On November 15-16, 2010, the SEVA Rapid Response Summit finally occurred with approximately 35 members, primarily from the employment commission, one stop centers, community colleges, economic development directorates and a few businesses/employers in attendance. And, with this effort, it completed a three-pronged approach to outreach or engagement in Rapid Response, including the impacted business/employer, impacted employee, and the workforce system.  The workforce system includes and considers any organization or entity designed to support, assist, or train dislocated workers in the slightest way, to get back to work as quickly as possible a partner.  It includes workforce system partners, the military veteran dislocated workers, the education system, economic development directorates, and community-based organizations that work in tandem, parallel, and engage toward a common goal, with the ultimate end state a successful job marriage that meets the specific needs of the business/employer, and gets the impacted worker back to work as quickly as possible.  This engagement confirmed my belief that people and organizations normally do not connect or engage because “they don’t know what they don’t know,” and if they see no value in it for them. In 2012, I would later call this metaphorically speaking, in my white paper “Layoff Aversion: “Get Your Mind Right,” June 2012, “the magnet on the refrigerator “or the knowledge and awareness doctrine.     

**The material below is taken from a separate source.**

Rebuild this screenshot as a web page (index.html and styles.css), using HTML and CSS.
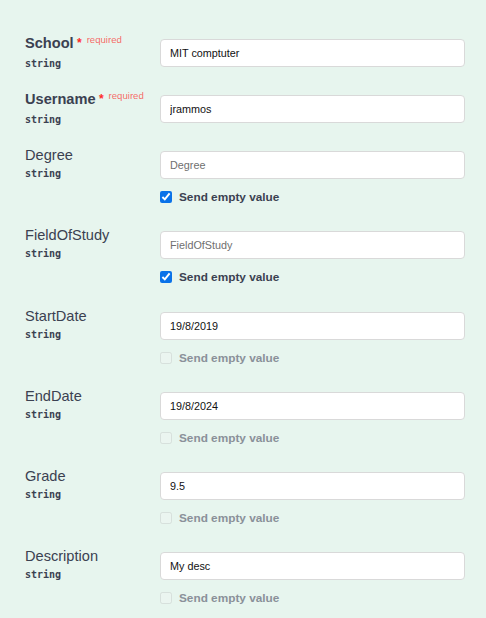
FILE: index.html
```html
<!DOCTYPE html>
<html>
<head>
<meta charset="utf-8">
<link rel="stylesheet" href="styles.css">
</head>
<body>
<div class="params">
  <div class="row">
    <div class="label-col">
      <div class="name required">School<span class="star">&nbsp;*</span><span class="req">required</span></div>
      <div class="type">string</div>
    </div>
    <div class="field-col">
      <input class="field" type="text" value="MIT comptuter">
    </div>
  </div>
  <div class="row">
    <div class="label-col">
      <div class="name required">Username<span class="star">&nbsp;*</span><span class="req">required</span></div>
      <div class="type">string</div>
    </div>
    <div class="field-col">
      <input class="field" type="text" value="jrammos">
    </div>
  </div>
  <div class="row">
    <div class="label-col">
      <div class="name">Degree</div>
      <div class="type">string</div>
    </div>
    <div class="field-col">
      <input class="field" type="text" placeholder="Degree">
      <label class="empty"><input type="checkbox" checked><span>Send empty value</span></label>
    </div>
  </div>
  <div class="row">
    <div class="label-col">
      <div class="name">FieldOfStudy</div>
      <div class="type">string</div>
    </div>
    <div class="field-col">
      <input class="field" type="text" placeholder="FieldOfStudy">
      <label class="empty"><input type="checkbox" checked><span>Send empty value</span></label>
    </div>
  </div>
  <div class="row">
    <div class="label-col">
      <div class="name">StartDate</div>
      <div class="type">string</div>
    </div>
    <div class="field-col">
      <input class="field" type="text" value="19/8/2019">
      <label class="empty disabled"><input type="checkbox" disabled><span>Send empty value</span></label>
    </div>
  </div>
  <div class="row">
    <div class="label-col">
      <div class="name">EndDate</div>
      <div class="type">string</div>
    </div>
    <div class="field-col">
      <input class="field" type="text" value="19/8/2024">
      <label class="empty disabled"><input type="checkbox" disabled><span>Send empty value</span></label>
    </div>
  </div>
  <div class="row">
    <div class="label-col">
      <div class="name">Grade</div>
      <div class="type">string</div>
    </div>
    <div class="field-col">
      <input class="field" type="text" value="9.5">
      <label class="empty disabled"><input type="checkbox" disabled><span>Send empty value</span></label>
    </div>
  </div>
  <div class="row">
    <div class="label-col">
      <div class="name">Description</div>
      <div class="type">string</div>
    </div>
    <div class="field-col">
      <input class="field" type="text" value="My desc">
      <label class="empty disabled"><input type="checkbox" disabled><span>Send empty value</span></label>
    </div>
  </div>
</div>
</body>
</html>
```
FILE: styles.css
```css
html, body {
  margin: 0;
  padding: 0;
  background: #e7f5ee;
  font-family: "Liberation Sans", Arial, sans-serif;
  color: #3b4151;
}

.params {
  padding: 35px 21px 0 25px;
  display: flex;
  flex-direction: column;
}

.row {
  display: flex;
  padding-bottom: 20px;
}

.row:nth-child(5) {
  padding-top: 1px;
}

.label-col {
  width: 135px;
  min-height: 36px;
  flex-shrink: 0;
}

.name {
  font-size: 14.6px;
  line-height: 16px;
  white-space: nowrap;
}

.name.required {
  font-weight: bold;
}

.star {
  color: #ff2a2a;
  font-size: 12px;
  position: relative;
  top: -1px;
}

.req {
  position: relative;
  top: -5px;
  padding-left: 5px;
  font-size: 9.6px;
  font-weight: normal;
  color: rgba(255, 0, 0, 0.6);
}

.type {
  margin-top: 4px;
  font-family: "DejaVu Sans Mono", "Liberation Mono", monospace;
  font-size: 10px;
  font-weight: bold;
  line-height: 14px;
  color: #3b4151;
}

.field-col {
  flex: 1;
  display: flex;
  flex-direction: column;
  padding-top: 4px;
}

.field {
  box-sizing: border-box;
  width: 305px;
  height: 28px;
  margin: 0;
  padding: 0 9px;
  border: 1px solid #d9d9d9;
  border-radius: 4px;
  background: #fff;
  font-family: "Liberation Sans", Arial, sans-serif;
  font-size: 10.8px;
  color: #111;
  outline: none;
}

.field::placeholder {
  color: #6f6f6f;
}

.empty {
  display: flex;
  align-items: center;
  height: 20px;
  margin-top: 8px;
  font-size: 11.8px;
  font-weight: bold;
  color: #3b4151;
}

.empty input {
  width: 12px;
  height: 12px;
  margin: 0 7px 0 0;
  accent-color: #0a72e8;
}

.empty.disabled {
  color: #8a9099;
}

.empty.disabled input {
  opacity: 0.5;
}
```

In September 2014, I wrote an article called “The Rapid Response Transition Triangle for Employment Success.”  Because of the brevity required for publishing the article, I realize now that in providing a version of the Triangle for Success diagram (below) in the article, that I never fully explained the concept of “Triangle Engagement.”  The impetus and foundation for “Triangle Engagement” is supported by a thesis and approach of proactive outreach or engagement based on the supposition that there is a continuous and unending lack of awareness and knowledge or familiarization deficits that exists with the impacted business/employer, impacted employee, and workforce system partners; disconnecting, disengaging, or misaligning them based on “not knowing what they don’t know.”  So, we can diminish knowledge deficits through the process and pattern of holistic engagement, by continuous/unending understanding, and familiarization with each other. There is one important point to this: Engagement is not a one-time fix; and, it is not just focused on the business, over the business cycle.  Albeit, the business is the primary customer; however, it is wholly centered on the continuous need for awareness and knowledge as a strategic connection across the entirety of the system. This has to be so, because of the perishable and transitional characteristics of knowledge; engagement has to be holistic and for life with the business/employer, impacted employee, and workforce system partners. Engagement is required for lifelong up-skilling, learning, improvement, self-actualization, and as a continuous feedback mechanism for continuous improvement. 

 

Why Outreach or Engage?

In three-pronged holistic Triangle Engagement, we should engage the business/employer because they are the gatekeepers and employers of human capital. They are the ones that must respond to dynamic change and the constant infusion of technology. They make products, provide a service, employ workers, and most importantly, they pay taxes that support the workforce system.  Again, they are our primary customer.  We need to engage the impacted dislocated workers, those who have lost their jobs through no fault of their own, by providing them quality in knowledge and awareness of the path to the “knowledge gateway” in the workforce system.  If we are successful at this, then they can make informed decisions about how to best proceed in their transition in order to get back to work as quickly as possible. Time is a precious commodity and knowledge is a valuable resource for the impacted dislocated worker, because they have assets and wealth that they are trying to protect.  Every day that goes by that they are not working and putting money in their bank accounts and paying taxes, they have to take money out of the bank and diminish or deplete wealth, resources, and assets.  And finally, we need to engage the partners in meetings, summits and forums to know and understand each other, to keep open the communication and collaborative connection points because they have different and divergent resources. However, because of the enormity of the task, no single partner can do it all alone, operating as a silo in a vacuum; nor, is it mandated, or are they expected to do so. Partners must authentically communicate and collaborate as agency partners to reach desired goals or end states in a holistic synergy of effort.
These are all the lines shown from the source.